The Lifetime Learning Credit
The fourth option for reducing your tax bill through qualified education expenses is found in the Lifetime Learning Credit. This is a non-refundable credit of up to a maximum of $2,000 per tax return, per year. Unlike the American Opportunity Credit, which is calculated on a per-student basis, the lifetime learning credit is calculated per tax return, no matter how many students you claim. The calculation for this credit is very simple: 20% of the first $10,000 of tuition paid during the year. The $10,000 limit is for all the students claimed on the tax return, added together.
Tip If you have more than one student in your household, it is okay to claim some students under the American Opportunity Credit and others under the Lifetime Learning Credit. However, you cannot claim the same student under both credits.
This credit is much easier to qualify for than the American Opportunity Credit, because the student need only be enrolled in one class per year at a qualified educational institution, and the credit can be claimed for as many years as the student has tuition expenses (as opposed to the four-year limit for the American Opportunity Credit). The classes that are paid for do not even need to lead to a degree.
The lifetime learning credit is phased out when the taxpayer’s AGI is between $50,000 and $60,000 for singles and between $100,000 and $120,000 for married couples.
Tip Because of the income limits, high-income parents who can’t claim the credits and whose income results in the phase-out of the dependency exemptions may consider waiving that exemption so the child can claim the credit. This would be a benefit only if the child has sufficient income tax liability that can be offset by the credit.

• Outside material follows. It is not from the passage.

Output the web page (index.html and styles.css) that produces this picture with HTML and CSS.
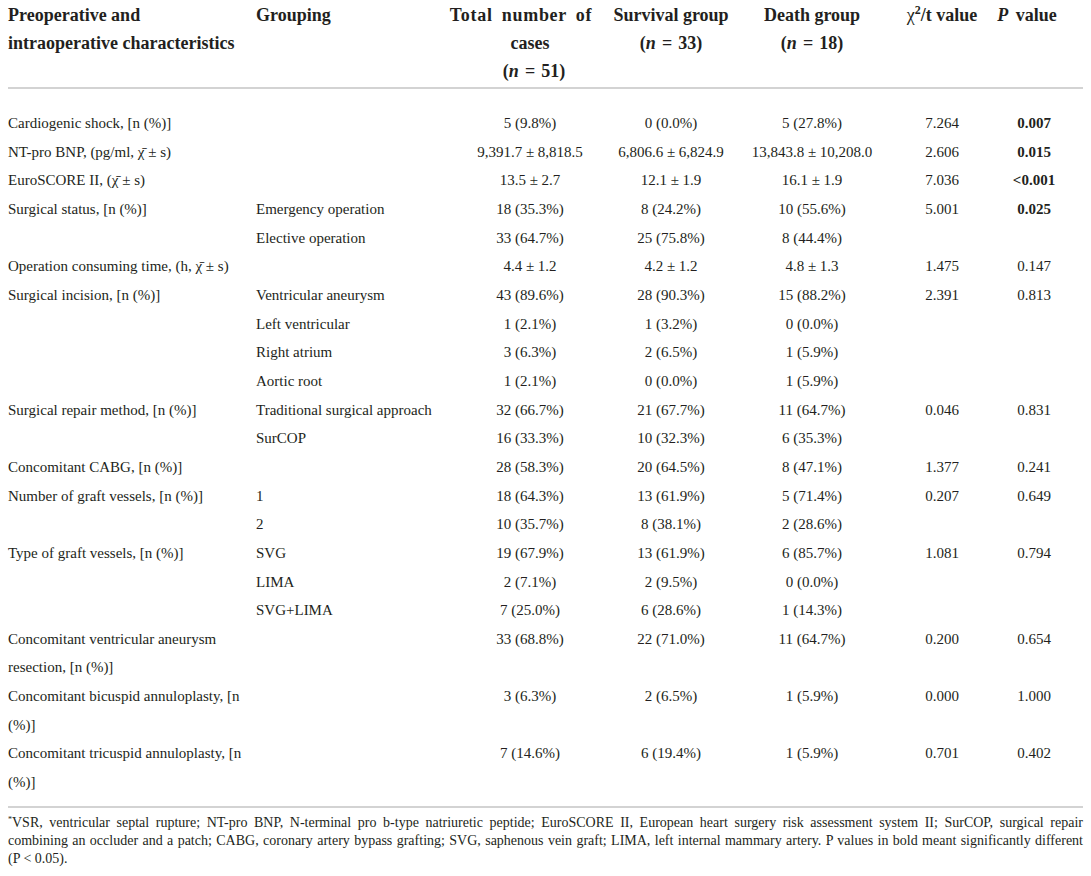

The Student Loan Interest Deduction
The interest paid on student loans is deductible as an above-the-line deduction, up to $2,500 per year. The loan must have been used solely for the purpose of paying for higher education expenses (not for doing other things, such as buying stock, as I once did as a risk-taking college student).
The deduction is subject to AGI-based phase-outs. The phase-out occurs when the Modified AGI (MAGI) is between $65,000 and $80,000 for single taxpayers, and is completely eliminated thereafter. For married couples the phase-out is between $130,000 and $160,000 MAGI.
In 2013 the law is also set to revert to a previous rule that allows the deduction to be taken only during the first 60 months of repayment.
Caution In case your tax brain was working overtime and you had come up with a great scheme of dodging taxes through interfamily loans, you need to know that the student loan interest deduction cannot be taken for loans made to the student by family members.
Student Loan Debt Forgiveness
In general, the tax code treats a forgiven debt as income—it is essentially the same thing as receiving income that you use to pay off the debt. However, there is an exception to this rule for the forgiveness of student loan debt in certain circumstances. As an incentive to induce students preparing for certain professions to work in underserved areas, the government has established a program of debt forgiveness in trade for a predetermined number of years in that underserved area. For example, if a medical student agrees to work as a doctor for a certain number of years in an underserved rural community, the government will, in turn, discharge that student’s debt. In these specific, qualified situations the debt forgiveness is not counted as income and is not taxable.